Pingi w Valorant spowodowane pandemią
Zbyt duża liczba użytkowników sieci powoduje pingi w Valorant.
Valorant od dłuższego czasu zmaga się z problemami sieciowymi i pingami. Sam miewam skoki pingu do 300-400 oczek by po chwili spaść do raptem 40. Niestety problem jest o tyle duży, że podczas rankedów od czasu do czasu w kluczowych momentach gra powodując skoki pingu przyczynia się do przegranej rundy.
Jak wspomina dyrektor techniczny Valorant Dave Heironymus jedną z głównych przyczyn pingów w grze jest zwiększony ruch w sieci globalnej. Pojawienie się pandemii i wpływ akcji #zostanwdomu odpowiada za to jak mocno użytkownicy wykorzystują sieć do różnych działań. I właśnie wzrosty oglądalności Netflixa, Youtube czy Twitcha miały też spory wpływ na to jak obciąża się sieć internetową. Deweloperzy są świadomi tych problemów i starają się pracować tak nad infrastrukturą sieciową, aby jak najszybciej uruchamiać nowe centra danych.
Z czego więc wynika występujące ostatnio opóźnienie? Nasz największy problem dotyczy też wszystkich innych: ruch w Internecie jest wyjątkowo natężony, a gracze korzystają z infrastruktury rozmaitych dostawców internetu. To my musimy się uporać z zaistniałą sytuacją, ale obostrzenia dotyczące podróżowania ograniczyły nasze możliwości szybkiej (i bezpiecznej) reakcji w tym zakresie. Zespół Riot Direct pracuje bez ustanku, aby jak najszybciej zapewnić nam odpowiednią zdolność przyłączeniową, dzięki której osiągniemy wyznaczone cele dotyczące opóźnień. Naszym problemem wciąż pozostaje to, w jaki sposób dostawcy internetu radzą sobie ze wzmożonym ruchem sieciowym. Wielu z nich usiłuje zrównoważyć przeciążenie, kierując połączenia w wiele różnych miejsc. Jak wspominaliśmy, aktywnie zmagamy się z tym problemem dzień po dniu. Stanowi on dla nas prawdziwe wyzwanie, zwłaszcza ze względu na ruch sieciowy, który znacznie przekroczył nasze oczekiwania.
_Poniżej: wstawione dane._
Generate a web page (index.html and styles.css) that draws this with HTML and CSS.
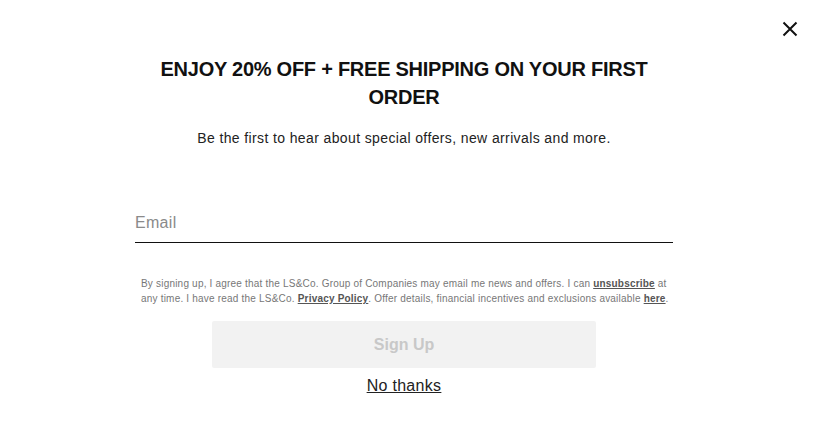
FILE: index.html
```html
<!DOCTYPE html>
<html>
<head>
<meta charset="utf-8">
<link rel="stylesheet" href="styles.css">
</head>
<body>
<div class="modal">
  <button class="close" aria-label="Close">
    <svg width="16" height="16" viewBox="0 0 16 16"><path d="M1.5 1.5 L14.5 14.5 M14.5 1.5 L1.5 14.5" stroke="#111" stroke-width="2" fill="none"/></svg>
  </button>
  <div class="content">
    <h1 class="title">ENJOY 20% OFF + FREE SHIPPING ON YOUR FIRST ORDER</h1>
    <p class="subtitle">Be the first to hear about special offers, new arrivals and more.</p>
    <div class="field">
      <input class="email" type="email" placeholder="Email">
    </div>
    <p class="legal">By signing up, I agree that the LS&amp;Co. Group of Companies may email me news and offers. I can <a href="#">unsubscribe</a> at any time. I have read the LS&amp;Co. <a href="#">Privacy Policy</a>. Offer details, financial incentives and exclusions available <a href="#">here</a>.</p>
    <button class="signup">Sign Up</button>
    <a class="nothanks" href="#">No thanks</a>
  </div>
</div>
</body>
</html>
```
FILE: styles.css
```css
* { box-sizing: border-box; }
html, body { margin: 0; padding: 0; background: #fff; }
body { font-family: "Liberation Sans", Arial, sans-serif; color: #111; }
.modal { position: relative; width: 818px; height: 430px; padding-top: 55px; padding-right: 10px; display: flex; justify-content: center; }
.close { position: absolute; top: 21px; right: 20px; width: 16px; height: 16px; padding: 0; border: 0; background: none; cursor: pointer; }
.close svg { display: block; }
.content { width: 538px; display: flex; flex-direction: column; align-items: center; }
.title { margin: 0; width: 500px; font-size: 20px; line-height: 28px; font-weight: 700; text-align: center; color: #111; letter-spacing: -0.25px; }
.subtitle { margin: 17px 0 0; font-size: 14px; line-height: 20px; text-align: center; color: #222; letter-spacing: 0.38px; }
.field { width: 100%; margin-top: 58px; border-bottom: 1.5px solid #111; }
.email { display: block; width: 100%; border: 0; outline: none; padding: 0 0 3px; height: 36px; font-family: inherit; font-size: 16px; color: #111; background: transparent; letter-spacing: 0.3px; }
.email::placeholder { color: #8a8a8a; }
.legal { width: 100%; margin: 33px 0 0; font-size: 10px; line-height: 15px; text-align: left; color: #777; padding: 0 0 0 6px; letter-spacing: 0.2px; }
.legal a { color: #555; font-weight: 700; text-decoration: underline; }
.signup { margin-top: 15px; width: 384px; height: 47px; border: 0; border-radius: 2px; background: #f2f2f2; color: #c8c8c8; font-family: inherit; font-size: 16px; font-weight: 700; }
.nothanks { margin-top: 7px; font-size: 16px; line-height: 22px; color: #222; text-decoration: underline; letter-spacing: 0.3px; }
```
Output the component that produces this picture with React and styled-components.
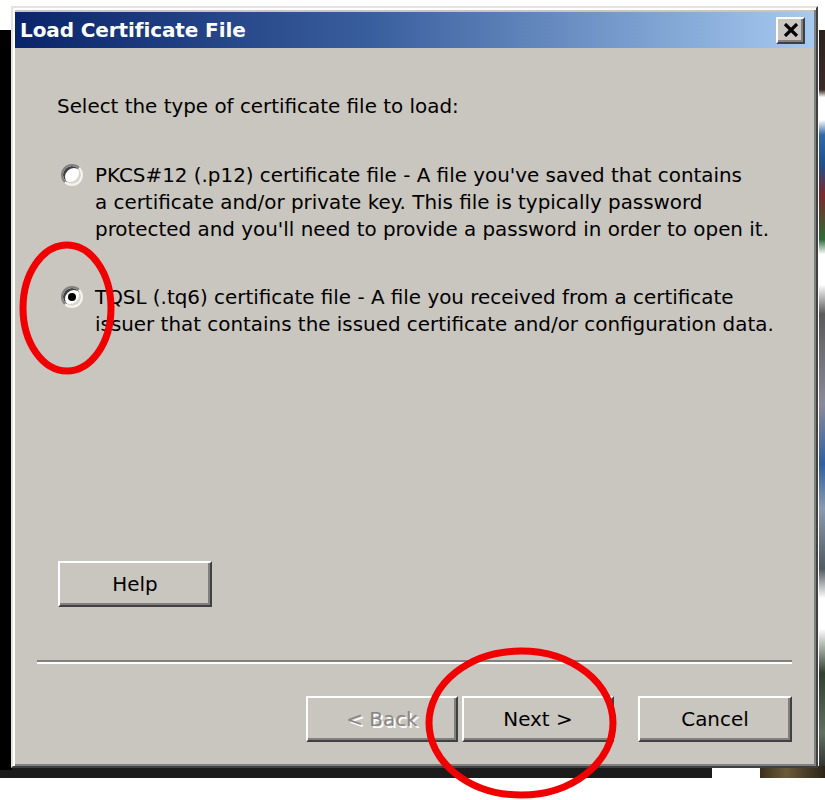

Ostatnim problemem, który mamy nadzieję rozwiązać, gdy tylko uruchomimy więcej regionów i centrów danych, jest zagwarantowanie, że gracze będą rywalizować z innymi mieszkańcami tego samego regionu. Chcemy uniknąć sytuacji, w których połączenie zostanie przekierowane np. z Los Angeles do Chicago tylko dlatego, że kilku uczestników meczu pochodzi ze wschodniego wybrzeża USA. To wyzwanie związane z liczbami i dostępnością. Liczymy na to, że uporamy się z nim do premiery. Gracze powinni móc od razu znaleźć przeciwników w najbliższym centrum danych. Ponadto wciąż staramy się ustalić, gdzie muszą powstać nowe centra danych, aby zapełnić luki w zasięgu sieci. Poinformujemy was, gdy już wybierzemy nowe miejsca.
Ciekawi mnie czy deweloperom uda się rozwiązać problemy z pingiem do czasu premiery gry. Akcja siedzenia w domu może potrwać w wielu krajach jeszcze wiele miesięcy, a do tego czasu miejmy nadzieję Riot uda się uruchomić wiele centrów danych, aby gracze mogli spokojnie grać w swoich regionach.